Timezones and Unix Timestamps: Practical Rules for Developers
Time bugs usually start when code treats local clock time as a stable fact. Timezones, daylight saving rules, leap seconds, and historical changes all sit on top of one useful base representation: the Unix timestamp.
1. The Unix Timestamp: Time as a Single Integer
The Unix timestamp is the number of seconds elapsed since 00:00:00 UTC on January 1, 1970, the Unix epoch. It does not count leap seconds.
This 32-bit or 64-bit integer has useful properties:
- Monotonic and sortable: A larger timestamp always means a later moment. Sorting events chronologically requires comparing integers, not parsing date strings.
- Arithmetic-friendly: The difference between two timestamps is just subtraction. Adding 86,400 means "tomorrow at the same time" (most of the time — see DST below).
- Timezone-agnostic: A Unix timestamp encodes a single, unambiguous instant in time. What the local clock on the wall showed at that instant is a display concern, not a data concern.
This last point is the most misunderstood. 1700000000 represents the same physical moment whether you're in Tokyo, London, or New York. The local time displayed is a function applied to the timestamp, not part of it.

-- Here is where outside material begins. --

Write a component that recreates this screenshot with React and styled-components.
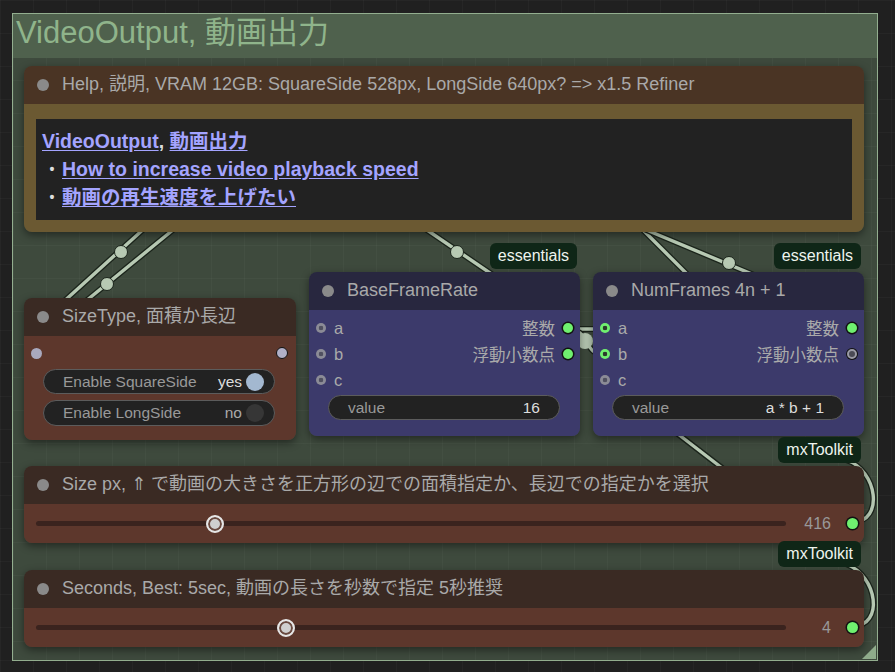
import React from 'react';
import styled, { createGlobalStyle, css } from 'styled-components';

const FONT = '"Liberation Sans", Arial, "Noto Sans CJK JP", "DejaVu Sans", sans-serif';

const GlobalStyle = createGlobalStyle`
  html, body { margin: 0; padding: 0; background: #202020; overflow: hidden; }
  body { font-family: ${FONT}; }
  * { box-sizing: border-box; }
`;

const grid = css`
  background-image:
    linear-gradient(rgba(255,255,255,0.028) 1px, transparent 1px),
    linear-gradient(90deg, rgba(255,255,255,0.028) 1px, transparent 1px);
  background-size: 33px 33px;
`;

const Canvas = styled.div`
  width: 895px;
  height: 672px;
  padding: 13px 0 0 12px;
  background-color: #202020;
  ${grid}
`;

const Group = styled.section`
  position: relative;
  width: 866px;
  height: 648px;
  border: 1px solid #93ae8f;
  background-color: #3e4a3d;
  ${grid}
  display: flex;
  flex-direction: column;
`;

const GroupTitle = styled.h1`
  margin: 0;
  height: 44px;
  flex: none;
  padding-left: 3px;
  background: #4f614d;
  color: #8fb48b;
  font-family: ${FONT};
  font-weight: normal;
  font-size: 31px;
  line-height: 38px;
  white-space: nowrap;
`;

const GroupBody = styled.div`
  flex: 1;
  padding: 8px 13px 0 11px;
  display: flex;
  flex-direction: column;
`;

const Wires = styled.svg`
  position: absolute;
  left: 0;
  top: 0;
  z-index: 0;
  pointer-events: none;
`;

const Resize = styled.svg`
  position: absolute;
  right: 1px;
  bottom: 1px;
  z-index: 2;
`;

const tones = {
  help: { title: '#4a3424', body: '#6b5932' },
  brown: { title: '#3a2a23', body: '#5d372c' },
  blue: { title: '#28273f', body: '#3c3a6b' },
};

const Node = styled.div`
  position: relative;
  z-index: 1;
  width: ${(p) => p.$w || 840}px;
  margin-top: ${(p) => p.$mt || 0}px;
  flex: none;
  border-radius: 8px;
  box-shadow: 0 3px 8px rgba(0, 0, 0, 0.45);
`;

const NodeTitle = styled.div`
  height: 38px;
  display: flex;
  align-items: center;
  gap: 13px;
  padding: 0 0 3px 13px;
  background: ${(p) => tones[p.$tone].title};
  border-radius: 8px 8px 0 0;
  color: #a9a9a9;
  font-size: 18px;
  line-height: 22px;
  white-space: nowrap;
`;

const TitleDot = styled.span`
  width: 12px;
  height: 12px;
  margin-top: 2px;
  border-radius: 50%;
  background: #8a8a8a;
  flex: none;
`;

const NodeBody = styled.div`
  background: ${(p) => tones[p.$tone].body};
  border-radius: 0 0 8px 8px;
  padding: ${(p) => p.$pad || '0'};
`;

const Badge = styled.div`
  position: absolute;
  right: 3px;
  top: -29px;
  height: 26px;
  padding: 0 8px;
  border-radius: 6px;
  background: #0f2617;
  color: #eef4ee;
  font-size: 16px;
  line-height: 26px;
  white-space: nowrap;
`;

/* Help node */
const HelpBox = styled.div`
  background: #222;
  padding: 8px 6px 9px;
  font-size: 19.5px;
  font-weight: bold;
  line-height: 28px;
  color: #ddd;
`;

const Link = styled.a`
  color: #a4a4ff;
  text-decoration: underline;
  text-underline-offset: 2px;
`;

const BulletList = styled.ul`
  list-style: none;
  margin: 0;
  padding: 0;
`;

const BulletItem = styled.li`
  display: flex;
  &::before {
    content: '•';
    width: 20px;
    text-align: center;
    color: #ddd;
    font-size: 14px;
  }
`;

/* slots */
const slotKinds = {
  inGray: css`background: radial-gradient(circle, #505060 0 2px, #8b8b96 2.6px);`,
  inGreen: css`background: radial-gradient(circle, #2c3a2c 0 2px, #6ff06f 2.6px);`,
  outGreen: css`background: #6ff06f; box-shadow: 0 0 0 1.5px #121212;`,
  outHollow: css`background: #4a4a55; border: 2px solid #9a9aa5; box-shadow: 0 0 0 1px #111;`,
  plainIn: css`background: #a9a9be;`,
  plainOut: css`background: #b0b0c8; border: 1.5px solid #111;`,
};

const Slot = styled.span`
  width: ${(p) => p.$size || 10}px;
  height: ${(p) => p.$size || 10}px;
  border-radius: 50%;
  flex: none;
  ${(p) => slotKinds[p.$kind]}
`;

const SlotRow = styled.div`
  height: 26px;
  display: flex;
  align-items: center;
  justify-content: space-between;
  padding: 0 7px;
  font-size: 16.5px;
  color: #aaa;
`;

const SlotSide = styled.span`
  display: flex;
  align-items: center;
  gap: 8px;
`;

/* widgets */
const Widget = styled.div`
  height: ${(p) => p.$h || 25}px;
  margin: ${(p) => p.$m || '0'};
  display: flex;
  align-items: center;
  padding: 0 ${(p) => p.$pr || 19}px 0 19px;
  background: #222;
  border: 1px solid #5c5c5c;
  border-radius: 14px;
  font-size: 15.5px;
  color: #999;
  white-space: nowrap;
`;

const WidgetLabel = styled.span`
  flex: 1;
`;

const WidgetValue = styled.span`
  color: ${(p) => (p.$dim ? '#aaa' : '#ddd')};
`;

const Knob = styled.span`
  width: 18px;
  height: 18px;
  margin-left: 4px;
  border-radius: 50%;
  background: ${(p) => (p.$on ? '#a3b8d0' : '#363636')};
`;

/* slider */
const SliderRow = styled.div`
  height: 39px;
  display: flex;
  align-items: center;
  padding: 0 6px 0 12px;
`;

const Track = styled.div`
  position: relative;
  flex: 1;
  height: 5px;
  border-radius: 3px;
  background: #3a231e;
`;

const Thumb = styled.span`
  position: absolute;
  top: 50%;
  width: 18px;
  height: 18px;
  margin: -9px 0 0 -9px;
  border-radius: 50%;
  background: #cfcfcf;
  border: 2px solid #e6e6e6;
  box-shadow: inset 0 0 0 2px #6a4a40;
`;

const SliderValue = styled.span`
  width: 45px;
  text-align: right;
  margin-right: 16px;
  color: #999;
  font-size: 16px;
`;

const Row = styled.div`
  display: flex;
  gap: 13px;
  align-items: flex-start;
  margin-top: 40px;
`;

function MathNode({ title, inA, inB, outFloat, value }) {
  return (
    <Node $w={271}>
      <Badge>essentials</Badge>
      <NodeTitle $tone="blue">
        <TitleDot />
        {title}
      </NodeTitle>
      <NodeBody $tone="blue" $pad="5px 0 16px">
        <SlotRow>
          <SlotSide><Slot $kind={inA} />a</SlotSide>
          <SlotSide>整数<Slot $kind="outGreen" /></SlotSide>
        </SlotRow>
        <SlotRow>
          <SlotSide><Slot $kind={inB} />b</SlotSide>
          <SlotSide>浮動小数点<Slot $kind={outFloat} /></SlotSide>
        </SlotRow>
        <SlotRow>
          <SlotSide><Slot $kind="inGray" />c</SlotSide>
        </SlotRow>
        <Widget $m="2px 20px 0 19px" $pr={19}>
          <WidgetLabel>value</WidgetLabel>
          <WidgetValue>{value}</WidgetValue>
        </Widget>
      </NodeBody>
    </Node>
  );
}

function SliderNode({ title, pct, value, mt }) {
  return (
    <Node $mt={mt}>
      <Badge>mxToolkit</Badge>
      <NodeTitle $tone="brown">
        <TitleDot />
        {title}
      </NodeTitle>
      <NodeBody $tone="brown">
        <SliderRow>
          <Track>
            <Thumb style={{ left: `${pct}%` }} />
          </Track>
          <SliderValue>{value}</SliderValue>
          <Slot $kind="outGreen" $size={11} />
        </SliderRow>
      </NodeBody>
    </Node>
  );
}

function Wire({ d }) {
  return (
    <g>
      <path d={d} fill="none" stroke="#1b241b" strokeWidth="6" strokeLinecap="round" />
      <path d={d} fill="none" stroke="#b7c9b3" strokeWidth="3.4" strokeLinecap="round" />
    </g>
  );
}

function Dot({ x, y }) {
  return <circle cx={x} cy={y} r="6.5" fill="#b7c9b3" stroke="#1b241b" strokeWidth="1" />;
}

export default function App() {
  return (
    <>
      <GlobalStyle />
      <Canvas>
        <Group>
          <Wires width="864" height="646" viewBox="13 14 864 646">
            <Wire d="M158 216 L50 314" />
            <Wire d="M190 216 L70 314" />
            <Dot x={121} y={252} />
            <Dot x={107} y={284} />
            <Wire d="M405 215 L515 290" />
            <Dot x={457} y={252} />
            <Wire d="M625 212 L705 292" />
            <Wire d="M625 221 L790 290" />
            <Dot x={729} y={263} />
            <Wire d="M665 424 L735 478" />
            <Wire d="M568 329 C588 329, 585 329, 605 329" />
            <Wire d="M568 329 C590 329, 583 355, 605 355" />
            <circle cx="585" cy="341" r="8" fill="#b7c9b3" />
            <Wire d="M853 522 C884 522, 878 470, 846 460" />
            <Wire d="M853 626 C884 626, 878 576, 846 564" />
          </Wires>
          <GroupTitle>VideoOutput, 動画出力</GroupTitle>
          <GroupBody>
            <Node>
              <NodeTitle $tone="help">
                <TitleDot />
                Help, 説明, VRAM 12GB: SquareSide 528px, LongSide 640px? =&gt; x1.5 Refiner
              </NodeTitle>
              <NodeBody $tone="help" $pad="15px 12px 12px">
                <HelpBox>
                  <div>
                    <Link>VideoOutput</Link>, <Link>動画出力</Link>
                  </div>
                  <BulletList>
                    <BulletItem><Link>How to increase video playback speed</Link></BulletItem>
                    <BulletItem><Link>動画の再生速度を上げたい</Link></BulletItem>
                  </BulletList>
                </HelpBox>
              </NodeBody>
            </Node>

            <Row>
              <Node $w={272} $mt={26}>
                <NodeTitle $tone="brown">
                  <TitleDot />
                  SizeType, 面積か長辺
                </NodeTitle>
                <NodeBody $tone="brown" $pad="4px 0 14px">
                  <SlotRow style={{ paddingRight: 8 }}>
                    <Slot $kind="plainIn" $size={11} />
                    <Slot $kind="plainOut" $size={12} />
                  </SlotRow>
                  <Widget $m="3px 21px 0 19px" $pr={10}>
                    <WidgetLabel>Enable SquareSide</WidgetLabel>
                    <WidgetValue>yes</WidgetValue>
                    <Knob $on />
                  </Widget>
                  <Widget $m="6px 21px 0 19px" $pr={10} $h={26}>
                    <WidgetLabel>Enable LongSide</WidgetLabel>
                    <WidgetValue $dim>no</WidgetValue>
                    <Knob />
                  </Widget>
                </NodeBody>
              </Node>
              <MathNode title="BaseFrameRate" inA="inGray" inB="inGray" outFloat="outGreen" value="16" />
              <MathNode title="NumFrames 4n + 1" inA="inGreen" inB="inGreen" outFloat="outHollow" value="a * b + 1" />
            </Row>

            <SliderNode
              mt={26}
              pct={23.9}
              value="416"
              title="Size px, ⇑ で動画の大きさを正方形の辺での面積指定か、長辺での指定かを選択"
            />
            <SliderNode
              mt={27}
              pct={33.3}
              value="4"
              title="Seconds, Best: 5sec, 動画の長さを秒数で指定 5秒推奨"
            />
          </GroupBody>
          <Resize width="14" height="14" viewBox="0 0 14 14">
            <polygon points="14,0 14,14 0,14" fill="#8fab8b" />
          </Resize>
        </Group>
      </Canvas>
    </>
  );
}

2. Practical Code: Timestamps Across Languages
The timestamp concept is universal, but the API varies:
JavaScript (milliseconds, not seconds):
const now = Date.now(); // ms since epoch
const seconds = Math.floor(now / 1000); // Unix timestamp
const date = new Date(seconds * 1000); // back to Date
const iso = new Date().toISOString(); // "2026-05-18T..."
Python:
import time
from datetime import datetime, timezone
now_ts = int(time.time()) # Unix timestamp
dt_utc = datetime.now(timezone.utc) # aware datetime
dt_ts = datetime.fromtimestamp(now_ts, tz=timezone.utc)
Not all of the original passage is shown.